Forth Road Bridge repair wins engineering award
The project to repair damaged steelwork, which led to the closure of the Forth Road Bridge in 2015, has won a prestigious engineering award.
Amey engineers were given the Greatest Contribution to Scotland Award at the 2016 Saltire Society Civil Engineering Awards.
Judges described the repair to the "truss end link" on the bridge as "a remarkable" engineering feat.
The fault resulted in the bridge's closure on 3 December for three weeks.
The bridge, which opened in 1964, was shut after the fractured steelwork was found during an inspection three weeks before Christmas.
That resulted in major disruption to the region, with the 70,000 vehicles that use the bridge daily being diverted along a 33-mile route to the Kincardine Bridge.
Award judges said that by repairing the bridge ahead of schedule and under "extreme media, political and public scrutiny", the lives of commuters and travellers were able to return to normal after only 20 days of disruption.
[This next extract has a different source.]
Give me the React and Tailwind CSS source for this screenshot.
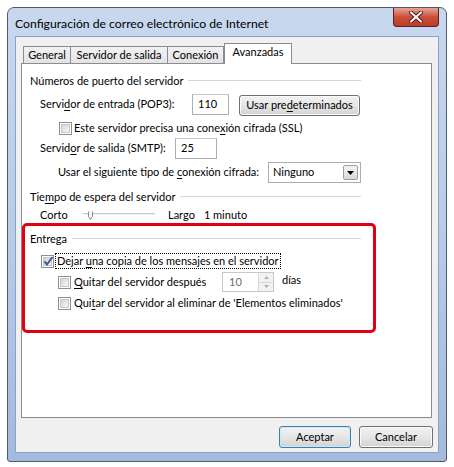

Convenor of the judging panel Gordon Pomphrey, said: "The Forth Road Bridge project demonstrated a remarkable engineering achievement carried out during a period of adverse weather conditions, whilst ensuring public safety and the structural integrity of the bridge."
Speaking on behalf of Amey, major bridges director Ewan Angus said the project offered a "unique opportunity to showcase civil engineering to the nation.
He added: "We are incredibly proud of our team's achievement in reopening the bridge early in the most challenging of circumstances and of the benefit this brought to the people of Scotland."
Humza Yousaf, Minister for Transport and the Islands added: "It is fitting that the unsung heroes responsible for developing such an innovative and effective solution against a challenging deadline and under the watchful eye of a nation have been recognised for their efforts."
Also recognised at the awards was the realignment of the A82 at Pulpit Rock, which won the infrastructure award.
The A82 was reduced to a single lane more than 30 years ago following a land-slip. The project team widened the road over the 400m-long pinch point.